__Provided material__:
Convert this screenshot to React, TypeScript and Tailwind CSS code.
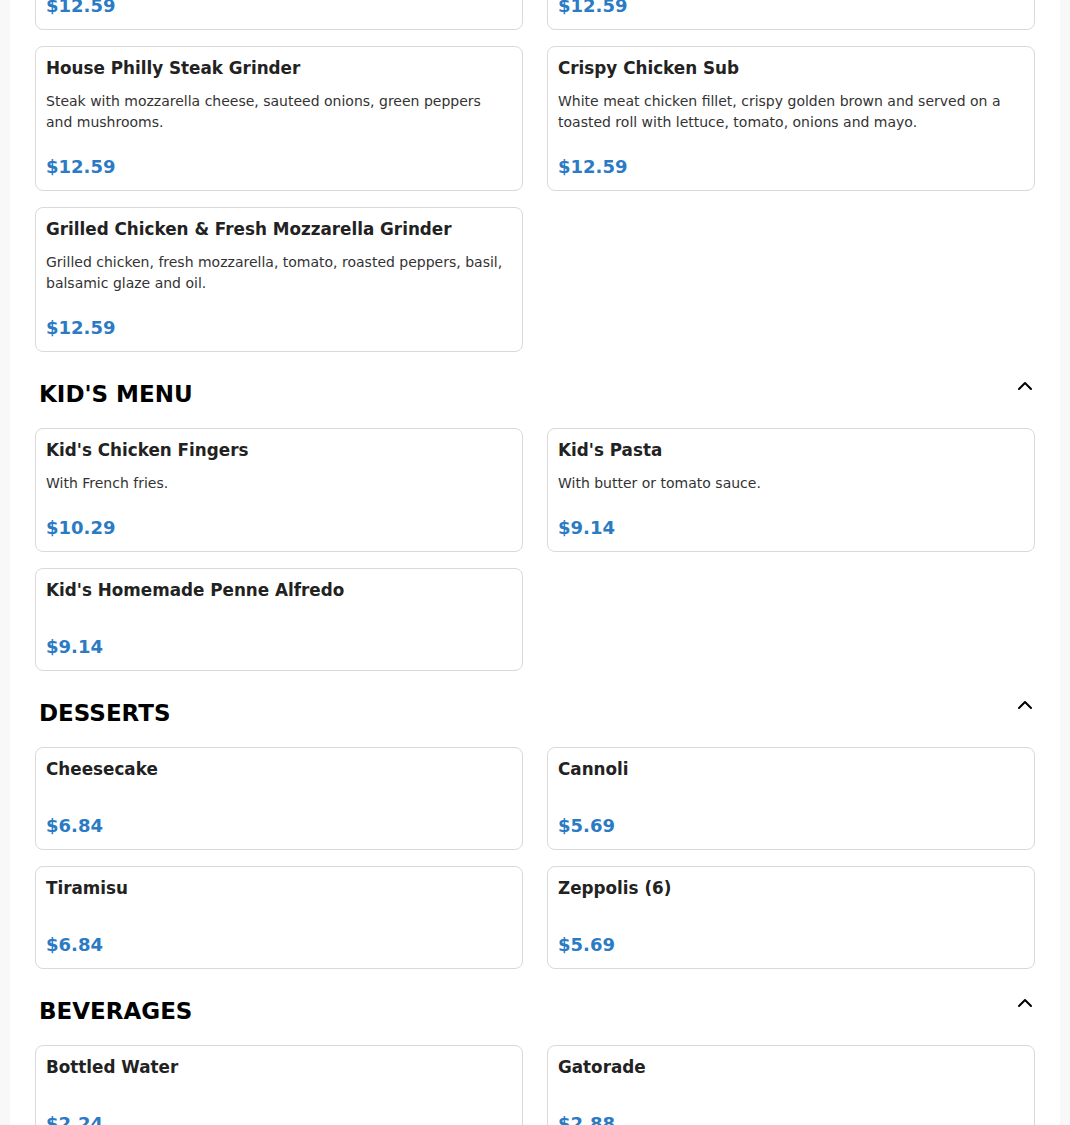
import { ChevronUp } from 'lucide-react';

type Item = {
  name: string;
  description?: string;
  price: string;
};

type Section = {
  title: string;
  items: Item[];
};

const sections: Section[] = [
  {
    title: 'Grinders',
    items: [
      {
        name: 'Italian Grinder',
        description: 'Ham, salami, capicola, provolone cheese, lettuce, tomato, onions, oil and vinegar.',
        price: '$12.59',
      },
      {
        name: 'Chicken Parmigiana Grinder',
        description: 'Breaded chicken cutlet with marinara sauce and melted mozzarella cheese.',
        price: '$12.59',
      },
      {
        name: 'House Philly Steak Grinder',
        description: 'Steak with mozzarella cheese, sauteed onions, green peppers and mushrooms.',
        price: '$12.59',
      },
      {
        name: 'Crispy Chicken Sub',
        description: 'White meat chicken fillet, crispy golden brown and served on a toasted roll with lettuce, tomato, onions and mayo.',
        price: '$12.59',
      },
      {
        name: 'Grilled Chicken & Fresh Mozzarella Grinder',
        description: 'Grilled chicken, fresh mozzarella, tomato, roasted peppers, basil, balsamic glaze and oil.',
        price: '$12.59',
      },
    ],
  },
  {
    title: "Kid's Menu",
    items: [
      { name: "Kid's Chicken Fingers", description: 'With French fries.', price: '$10.29' },
      { name: "Kid's Pasta", description: 'With butter or tomato sauce.', price: '$9.14' },
      { name: "Kid's Homemade Penne Alfredo", price: '$9.14' },
    ],
  },
  {
    title: 'Desserts',
    items: [
      { name: 'Cheesecake', price: '$6.84' },
      { name: 'Cannoli', price: '$5.69' },
      { name: 'Tiramisu', price: '$6.84' },
      { name: 'Zeppolis (6)', price: '$5.69' },
    ],
  },
  {
    title: 'Beverages',
    items: [
      { name: 'Bottled Water', price: '$2.24' },
      { name: 'Gatorade', price: '$2.88' },
      { name: 'Soda (20 oz)', price: '$2.88' },
      { name: 'Iced Tea', price: '$2.88' },
    ],
  },
];

function MenuCard({ item }: { item: Item }) {
  return (
    <div className="flex flex-col rounded-lg border border-[#d9d9d9] bg-white pt-[9px] pr-4 pb-[11px] pl-[10px]">
      <h3 className="mb-[11px] text-[16.8px] leading-6 font-bold text-[#222]">{item.name}</h3>
      {item.description && (
        <p className="text-sm leading-[21px] text-[#333]">{item.description}</p>
      )}
      <div className="mt-[22px] text-lg leading-6 font-bold text-[#2b7bc4]">{item.price}</div>
    </div>
  );
}

export default function App() {
  return (
    <div className="h-[1125px] overflow-hidden bg-[#f8f8f8] px-[10px] font-['DejaVu_Sans',sans-serif]">
      <div className="min-h-full bg-white px-[25px] pb-10">
        {sections.map((section, i) => (
          <section key={section.title} className={i === 0 ? 'mt-[-115px]' : 'mt-6'}>
            {i > 0 && (
              <div className="mb-4 flex items-start justify-between pl-1">
                <h2 className="text-[23px] leading-9 font-bold text-black uppercase">{section.title}</h2>
                <button className="-mt-0.5 -mr-0.5 text-black">
                  <ChevronUp size={24} />
                </button>
              </div>
            )}
            <div className="grid grid-cols-2 gap-x-6 gap-y-4">
              {section.items.map((item) => (
                <MenuCard key={item.name} item={item} />
              ))}
            </div>
          </section>
        ))}
      </div>
    </div>
  );
}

__Your task__: Set down all the data again exactly as above, pictures excluded.

__Output__:
Convert this screenshot to React, TypeScript and Tailwind CSS code.
import { ChevronUp } from 'lucide-react';

type Item = {
  name: string;
  description?: string;
  price: string;
};

type Section = {
  title: string;
  items: Item[];
};

const sections: Section[] = [
  {
    title: 'Grinders',
    items: [
      {
        name: 'Italian Grinder',
        description: 'Ham, salami, capicola, provolone cheese, lettuce, tomato, onions, oil and vinegar.',
        price: '$12.59',
      },
      {
        name: 'Chicken Parmigiana Grinder',
        description: 'Breaded chicken cutlet with marinara sauce and melted mozzarella cheese.',
        price: '$12.59',
      },
      {
        name: 'House Philly Steak Grinder',
        description: 'Steak with mozzarella cheese, sauteed onions, green peppers and mushrooms.',
        price: '$12.59',
      },
      {
        name: 'Crispy Chicken Sub',
        description: 'White meat chicken fillet, crispy golden brown and served on a toasted roll with lettuce, tomato, onions and mayo.',
        price: '$12.59',
      },
      {
        name: 'Grilled Chicken & Fresh Mozzarella Grinder',
        description: 'Grilled chicken, fresh mozzarella, tomato, roasted peppers, basil, balsamic glaze and oil.',
        price: '$12.59',
      },
    ],
  },
  {
    title: "Kid's Menu",
    items: [
      { name: "Kid's Chicken Fingers", description: 'With French fries.', price: '$10.29' },
      { name: "Kid's Pasta", description: 'With butter or tomato sauce.', price: '$9.14' },
      { name: "Kid's Homemade Penne Alfredo", price: '$9.14' },
    ],
  },
  {
    title: 'Desserts',
    items: [
      { name: 'Cheesecake', price: '$6.84' },
      { name: 'Cannoli', price: '$5.69' },
      { name: 'Tiramisu', price: '$6.84' },
      { name: 'Zeppolis (6)', price: '$5.69' },
    ],
  },
  {
    title: 'Beverages',
    items: [
      { name: 'Bottled Water', price: '$2.24' },
      { name: 'Gatorade', price: '$2.88' },
      { name: 'Soda (20 oz)', price: '$2.88' },
      { name: 'Iced Tea', price: '$2.88' },
    ],
  },
];

function MenuCard({ item }: { item: Item }) {
  return (
    <div className="flex flex-col rounded-lg border border-[#d9d9d9] bg-white pt-[9px] pr-4 pb-[11px] pl-[10px]">
      <h3 className="mb-[11px] text-[16.8px] leading-6 font-bold text-[#222]">{item.name}</h3>
      {item.description && (
        <p className="text-sm leading-[21px] text-[#333]">{item.description}</p>
      )}
      <div className="mt-[22px] text-lg leading-6 font-bold text-[#2b7bc4]">{item.price}</div>
    </div>
  );
}

export default function App() {
  return (
    <div className="h-[1125px] overflow-hidden bg-[#f8f8f8] px-[10px] font-['DejaVu_Sans',sans-serif]">
      <div className="min-h-full bg-white px-[25px] pb-10">
        {sections.map((section, i) => (
          <section key={section.title} className={i === 0 ? 'mt-[-115px]' : 'mt-6'}>
            {i > 0 && (
              <div className="mb-4 flex items-start justify-between pl-1">
                <h2 className="text-[23px] leading-9 font-bold text-black uppercase">{section.title}</h2>
                <button className="-mt-0.5 -mr-0.5 text-black">
                  <ChevronUp size={24} />
                </button>
              </div>
            )}
            <div className="grid grid-cols-2 gap-x-6 gap-y-4">
              {section.items.map((item) => (
                <MenuCard key={item.name} item={item} />
              ))}
            </div>
          </section>
        ))}
      </div>
    </div>
  );
}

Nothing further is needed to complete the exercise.